We shower, and I almost cry from the pain and relief that comes as water washes my chafed balls. Wash our clothing in a basin and hang it out to dry. We buy two beers and an orange soda, and write in a covered alley that seems to be the waiting room of a doctor’s office, sunflower seeds littering the floor. It’s not exactly quiet – women from town walk by and say hello, and a car drives around blaring advertisements for a circus – but its fairly secluded and I make good progress.

Dorcinda finds out about a fountain in the day’s walk ahead that offers free wine, and we enthusiastically add it to our itinerary.

At dinner, we are seated by two Italian cyclists who have arrived late. The hostess is apologetic, which we don’t understand at first, but they are cartoonishly loud characters. Marco, high strung and grey haired with glasses, and Salvatore, a sunburned bear of a man. Marco asks, then takes out picture, but we foolishly decline to reciprocate, and have no visual momentos of them. Their accents are ridiculous, Marco’s piping voice would seem offensive if we had cast a non-italian to play him. They are larger than life and they joke constantly. The hostess asks if they are friends from Italy, or perhaps brothers, given their easy rapport. But no, they met yesterday on the road from St. Jean Pied de Port.

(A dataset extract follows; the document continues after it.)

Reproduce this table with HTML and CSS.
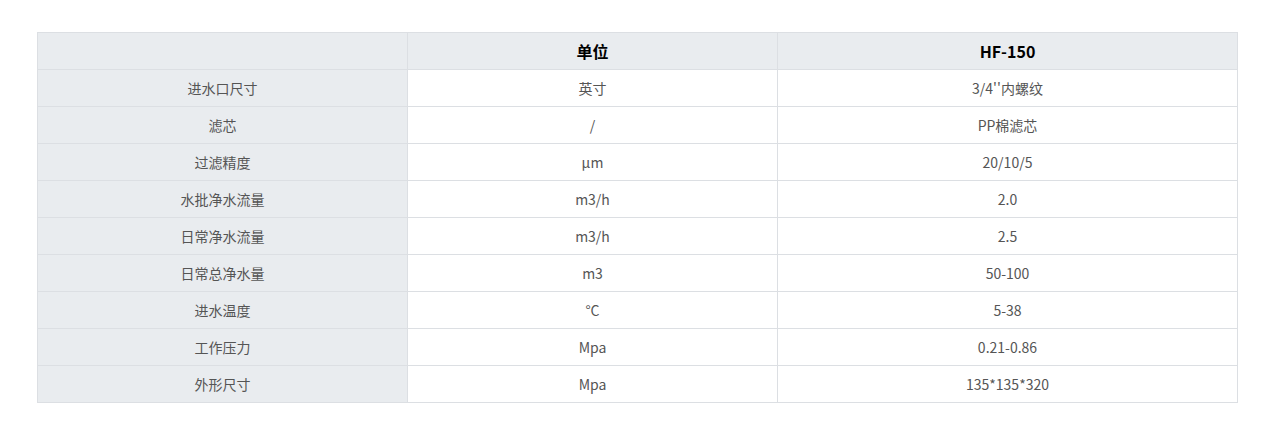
FILE: index.html
```html
<!DOCTYPE html>
<html lang="zh">
<head>
<meta charset="utf-8">
<link rel="stylesheet" href="styles.css">
</head>
<body>
<div class="wrap">
<table class="spec">
<colgroup><col class="c1"><col class="c2"><col class="c3"></colgroup>
<thead>
<tr><th class="lab"></th><th>单位</th><th>HF-150</th></tr>
</thead>
<tbody>
<tr><td class="lab">进水口尺寸</td><td>英寸</td><td>3/4''内螺纹</td></tr>
<tr><td class="lab">滤芯</td><td>/</td><td>PP棉滤芯</td></tr>
<tr><td class="lab">过滤精度</td><td>μm</td><td>20/10/5</td></tr>
<tr><td class="lab">水批净水流量</td><td>m3/h</td><td>2.0</td></tr>
<tr><td class="lab">日常净水流量</td><td>m3/h</td><td>2.5</td></tr>
<tr><td class="lab">日常总净水量</td><td>m3</td><td>50-100</td></tr>
<tr><td class="lab">进水温度</td><td>°C</td><td>5-38</td></tr>
<tr><td class="lab">工作压力</td><td>Mpa</td><td>0.21-0.86</td></tr>
<tr><td class="lab">外形尺寸</td><td>Mpa</td><td>135*135*320</td></tr>
</tbody>
</table>
</div>
</body>
</html>
```
FILE: styles.css
```css
html, body { margin: 0; padding: 0; background: #fff; }
.wrap { padding: 32px 0 0 37px; }
.spec {
  border-collapse: collapse;
  table-layout: fixed;
  width: 1200px;
  font-family: "Noto Sans CJK SC", "Noto Sans", sans-serif;
  font-size: 14px;
  color: #555;
}
.c1 { width: 370px; }
.c2 { width: 370px; }
.c3 { width: 460px; }
.spec th, .spec td {
  border: 1px solid #dcdfe3;
  height: 37px;
  padding: 0;
  text-align: center;
  vertical-align: middle;
  box-sizing: border-box;
}
.spec th {
  background: #e9ecef;
  color: #000;
  font-weight: bold;
  font-size: 16px;
}
.spec td.lab { background: #e9ecef; }
```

Dorcinda asks if they plan to go the whole way together, which strikes me as a partifcularly weighty question, given the pace at which we’ve picked up and dropped companions. They hesitate and Marco answers yes, all the way, they have a pact.  Marco says we don’t look like brother and sister, and I try to make a joke, saying wait until her beard grows in, you’ll see it then. Marco laugsh and translates to Salvatore, who doesn’t speak English. Success!  Marco says we must try pulpo gallego in Galicia, and we say we never grew up eating octopus, the first time was when I was 16 and our fisherman uncle caught one for dinner one day in Puerto Rico when we visted. It’s not that common in NY I say. Marco, seizes on that and says “ What?? You mean they are not crawling all around the streets, flopping around?” he laughs uproariously. Marco complains dramatically about the routes that Salvatore chooses – he is quiet, but apparently quiet ambitious on his bicycle. Marco waters down his wine, which he says is too strong. Salvatore makes sure Dorcinda eats first when food arrives, and when she clears her plate, threatens to tall the hostess that she hasn’t eaten anything at al. Again, when an extra dessert is brought out, he insists that she eat it, and she has to decline several times. Eventually Marco goes for it. After dinner,  we talk about the heat of the day, and I ask the Italian word for lobster, pointing out Salvatore’s dramatic sunburn. Marco laughs and translates to Salvatore, who smiles.

My appreciation for the Italians dims a bit when, after dinner, they stop to argue right in the doorway of the hostel, forcing me and two Spanish women, walking behind them, to wait as they discuss at some length whether the bell in the church across the square will continue to ring all night long. Salvatore says it will, and Marco doesn’t believe it. The Spanish women and I exchange glances unsure of how to proceed. The Italians gesture so wildly that there’s no chance of sneaking past without getting backhanded, and they are so loud that getting their attention to interrupt them seems like a fools errand. They are totally unaware of the traffic jam they’ve caused. Eventually, running out of ways to say “yes” and “no” they move inside and we follow.

I sleep horribly. First someone (I later find out it is Salvatore) snores so loudly that my earplugs seem ridiculously inadequate. Second, the bells do, in fact, ring all night, on the hour, quarter hour, half hour, and three-quarter hour. The church is just across the way, so the bell comes into our room, clear as, well, a  bell.

Later, we find out that other travelers regarded Salvatore as a kind of monster. The gay Canadian priest jokingly warns the ecumenical hostel where we stay the following night about him and tells them not to let him stay there. He says the Italian was rude, for not responded to his hello/hola, and for shuffling loudly in his bag after other had bedded down and for not turning the light out when he was done. An Englishman, Steve, said that the snoring was so loud that it shook not only the Italian’s bunk, but the one adjacent as well, which is quite a feat, since we had already been impressed by the sturdiness of the frames (after the creaky beds in the convent, we checked). Apparently, several people from our room, fleeing Salvatore’s snores, decided instead to sleep in the open air of the terrace above, despite subjecting themselves to even more direct noise from the church bells. Salvatore is their bugbear, their Russian. I get the sense that the next time they tell the story, the walls of the whole place will shake in rhythm with his breathing. Which seems like only a slight exaggeration.

The next morning when we leave, Marco reminds me, “Don’t forget the octopus!” I think to myself, Don’t forget the lobster. 

There’s no breakfast there, and the self-service coffee machine is broken, so we leave uncaffeinated around 630 to 7. At the net town we meet the Scots woman from the convent, Eileen, and her new friend, an Australian pilot named Chris who had begun walking at 3am. And also Anthony again, who is pleased at his camping experience, calling it the best nights sleep he’s had. It seems to be a theme – an older american couple from California tell us the same thing – they stayed in the boring town we abandoned, the very place where we had orange juice, and had a wonderful nights sleep – there were just four people in a room meant for a dozen. I bite my tongue.